Intervention de Michelle Meunier

Réunion du 13 décembre 2022 à 14h30
Adaptation au droit de l'union européenne dans divers domaines — Discussion générale

Photo de Michelle MeunierMichelle Meunier :

Monsieur le président, monsieur le ministre, mes chers collègues, une fois n’est pas coutume, notre Haute Assemblée est appelée à examiner un texte législatif de transposition de directives européennes dans notre droit national.

La dernière fois que nous nous sommes penchés sur ce type d’exercice, c’était à l’automne 2021, pour transposer des directives dans le domaine des transports, de l’environnement et des finances.

À l’époque, notre groupe insistait sur les vulnérabilités qui pesaient sur l’édifice européen à vingt-sept, à la sortie de la crise sanitaire. C’était il y a un an, et ces circonstances déjà exceptionnelles nous paraissent éloignées tant l’actualité politique de notre continent subit désormais le choc de l’invasion russe en Ukraine, à nos portes, et ses conséquences énergétiques palpables au quotidien.

Dans ce contexte, décliner en lois nationales l’incarnation du rêve européen et de son cadre communautaire revêt une importance que nous ne saurions négliger.

Ce projet de loi, composite – cela a déjà été dit et répété –, choisit à sept reprises un vecteur habituel pour la transposition : le recours à des ordonnances. Sur bien des sujets, cette carte blanche accordée à l’exécutif peut se justifier : les directives transposées sont suffisamment cadrées, et la matière est technique. Par exemple, le premier chapitre, consacré aux activités d’assurance et d’épargne retraite, n’appelle pas de réserves particulières.

Mais certains articles recourent aux ordonnances pour transposer des dispositions sur lesquelles notre travail parlementaire aurait permis une écriture législative directe.

Il en va ainsi de l’article 8, relatif à la publication d’informations en matière de durabilité des entreprises, transpose la directive dite CSRD, relative aux informations extrafinancières qui doivent être fournies par les entreprises. Avec mes collègues du groupe Socialiste, Écologiste et Républicain, nous proposons de ne pas habiliter le Gouvernement. Nous avons déjà pu aborder le reporting RSE, au sein de cet hémicycle, notamment lors de l’examen de la proposition de loi relative au devoir de vigilance des sociétés mères et des entreprises donneuses d’ordre. Le sujet est suffisamment sensible pour mériter de croiser nos regards et d’attendre la publication de la directive dite CSRD.

Un autre sujet couvert par ce projet de loi appelle une grande vigilance de notre part. L’article 12 transpose une directive relative à l’accessibilité aux produits et services pour les personnes porteuses de handicap. Or celle-ci aurait dû être transposée avant le mois de juin 2022 : la France a été mise en demeure. Monsieur le ministre, comment ne pas voir là un manque d’intérêt du Gouvernement pour le quotidien des personnes concernées ?

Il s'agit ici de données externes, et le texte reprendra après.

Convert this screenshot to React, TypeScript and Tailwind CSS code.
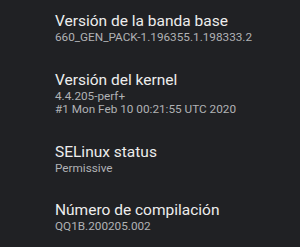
const items = [
  { title: "Versión de la banda base", lines: ["660_GEN_PACK-1.196355.1.198333.2"] },
  { title: "Versión del kernel", lines: ["4.4.205-perf+", "#1 Mon Feb 10 00:21:55 UTC 2020"] },
  { title: "SELinux status", lines: ["Permissive"] },
  { title: "Número de compilación", lines: ["QQ1B.200205.002"] },
];

export default function App() {
  return (
    <div className="w-[300px] h-[247px] overflow-hidden bg-[#202124] font-['Roboto',sans-serif]">
      <div className="flex flex-col pl-[55px] pt-[11px]">
        {items.map((item) => (
          <div key={item.title} className="pb-[25px]">
            <div className="text-[15.5px] leading-[20px] text-[#ededed]">{item.title}</div>
            {item.lines.map((line) => (
              <div key={line} className="text-[11.75px] leading-[13.5px] text-[#b0b2b5]">
                {line}
              </div>
            ))}
          </div>
        ))}
      </div>
    </div>
  );
}
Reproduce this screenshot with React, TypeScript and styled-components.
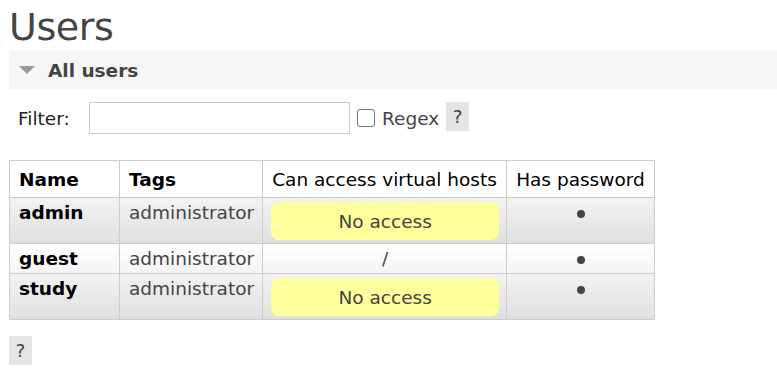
import styled, { createGlobalStyle } from "styled-components";

const GlobalStyle = createGlobalStyle`
  html, body {
    margin: 0;
    padding: 0;
    background: #fff;
    font-family: "DejaVu Sans", Verdana, sans-serif;
    color: #444;
  }
`;

const Page = styled.div`
  padding-left: 9px;
  overflow: hidden;
`;

const Title = styled.h1`
  margin: 0;
  padding-top: 5px;
  font-size: 38px;
  font-weight: normal;
  line-height: 45px;
  color: #444;
  letter-spacing: -0.4px;
`;

const SectionHeader = styled.div`
  display: flex;
  align-items: center;
  height: 38px;
  margin-top: 1px;
  background: #f6f6f6;
  padding-left: 10px;
  gap: 13px;
  font-size: 18.5px;
  font-weight: bold;
  color: #444;
`;

const Triangle = styled.span`
  width: 0;
  height: 0;
  border-left: 8px solid transparent;
  border-right: 8px solid transparent;
  border-top: 8px solid #999;
`;

const FilterRow = styled.div`
  display: flex;
  align-items: center;
  margin-top: 13px;
  padding-left: 9px;
  font-size: 18.5px;
  color: #222;
  height: 32px;
`;

const FilterLabel = styled.span`
  width: 71px;
`;

const FilterInput = styled.input`
  box-sizing: border-box;
  width: 261px;
  height: 32px;
  border: 1px solid #ccc;
  margin: 0;
  outline: none;
`;

const Check = styled.span`
  box-sizing: border-box;
  width: 18px;
  height: 18px;
  border: 1.5px solid #767676;
  border-radius: 3px;
  margin-left: 7px;
  margin-right: 7px;
`;

const RegexLabel = styled.span`
  color: #444;
  margin-right: 7px;
`;

const Help = styled.span`
  display: inline-flex;
  align-items: center;
  justify-content: center;
  width: 23px;
  height: 29px;
  background: #e4e4e4;
  color: #444;
  font-size: 18.5px;
  align-self: flex-start;
`;

const Table = styled.table`
  margin-top: 26px;
  border-collapse: collapse;
  font-size: 18.5px;
  color: #444;
`;

const HeadCell = styled.th<{ $bold?: boolean; $w: number }>`
  box-sizing: border-box;
  width: ${(p) => p.$w}px;
  border: 1px solid #ccc;
  padding: 7px 8px 6px 9px;
  height: 37px;
  text-align: left;
  white-space: nowrap;
  font-weight: ${(p) => (p.$bold ? "bold" : "normal")};
  color: #000;
  background: #fff;
`;

const Row = styled.tr<{ $alt: boolean }>`
  background: ${(p) =>
    p.$alt
      ? "linear-gradient(#f2f2f2, #dfdfdf)"
      : "linear-gradient(#ffffff, #f3f3f3)"};
`;

const Cell = styled.td<{ $center?: boolean; $bold?: boolean }>`
  border: 1px solid #ccc;
  padding: 3px 8px 3px 9px;
  vertical-align: top;
  line-height: 23px;
  white-space: nowrap;
  text-align: ${(p) => (p.$center ? "center" : "left")};
  font-weight: ${(p) => (p.$bold ? "bold" : "normal")};
  color: ${(p) => (p.$bold ? "#000" : "#444")};
`;

const HostCell = styled(Cell)`
  padding: 3px 7px 3px 8px;
`;

const NoAccess = styled.div`
  background: #ffff9b;
  border-radius: 8px;
  text-align: center;
  padding: 8px 0 7px 0;
  margin-top: 1px;
  color: #444;
`;

const Dot = styled.span`
  display: inline-block;
  width: 8px;
  height: 8px;
  border-radius: 50%;
  background: #444;
  vertical-align: middle;
`;

const FooterHelp = styled(Help)`
  margin-top: 16px;
  display: flex;
`;

const users = [
  { name: "admin", tags: "administrator", hosts: null },
  { name: "guest", tags: "administrator", hosts: "/" },
  { name: "study", tags: "administrator", hosts: null },
];

export default function App() {
  return (
    <>
      <GlobalStyle />
      <Page>
        <Title>Users</Title>
        <SectionHeader>
          <Triangle />
          All users
        </SectionHeader>
        <FilterRow>
          <FilterLabel>Filter:</FilterLabel>
          <FilterInput />
          <Check />
          <RegexLabel>Regex</RegexLabel>
          <Help>?</Help>
        </FilterRow>
        <Table>
          <thead>
            <tr>
              <HeadCell $bold $w={110}>Name</HeadCell>
              <HeadCell $bold $w={143}>Tags</HeadCell>
              <HeadCell $w={244}>Can access virtual hosts</HeadCell>
              <HeadCell $w={148}>Has password</HeadCell>
            </tr>
          </thead>
          <tbody>
            {users.map((u) => (
              <Row key={u.name} $alt={u.hosts === null}>
                <Cell $bold>{u.name}</Cell>
                <Cell>{u.tags}</Cell>
                {u.hosts === null ? (
                  <HostCell>
                    <NoAccess>No access</NoAccess>
                  </HostCell>
                ) : (
                  <Cell $center>{u.hosts}</Cell>
                )}
                <Cell $center>
                  <Dot />
                </Cell>
              </Row>
            ))}
          </tbody>
        </Table>
        <FooterHelp>?</FooterHelp>
      </Page>
    </>
  );
}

Le secteur associatif du champ du handicap ne s’y trompe pas. Il nous rappelle que la France accuse un retard énorme en matière d’accessibilité universelle, en dépit des textes adoptés, et il attend beaucoup de la transposition.

Dans ce contexte, nous, législateurs, aimerions pouvoir exercer ici pleinement notre mission : tenir la plume pour écrire la loi, afin de répondre aux questions posées et relayer les inquiétudes qui s’expriment. Celles-ci portent sur le contrôle des mesures prises en faveur de l’accessibilité, sur le régime de sanctions qui s’appliquerait aux entreprises ou aux administrations ne rendant pas leurs produits ou leurs services accessibles.

On entend aussi une certaine méfiance quant aux délais lointains d’entrée en vigueur des mesures et, surtout, une crainte que la parole des personnes concernées ne puisse guider la transposition.

Voilà pourquoi, monsieur le ministre, je vous invite à prendre l’engagement devant nous de maintenir le dialogue avec les représentants associatifs des personnes en situation de handicap.

D’autres dispositions du champ de l’action sociale sont, en revanche, les bienvenues. Je pense ainsi à la transposition des directives relatives au congé parental ou au congé des aidants, qui seront harmonisées au bénéfice d’employés actuellement exclus, notamment les salariés du particulier employeur. C’est un pas en avant qu’il convient de saluer, eu égard à la faible attractivité du métier d’assistant maternel.

Ma collègue Angèle Préville interviendra dans la suite de la discussion pour poursuivre cette analyse et détaillera les dispositions en matière de transports.

Enfin, au cours de l’examen des articles, mon collègue Jean-Claude Tissot développera l’analyse des élus socialistes sur les deux articles relatifs à l’agriculture. Il détaillera les réserves que nous formulons sur la régionalisation de la dotation jeunes agriculteurs (DJA). Celle-ci fait peser le risque de fortes disparités de traitement entre les régions.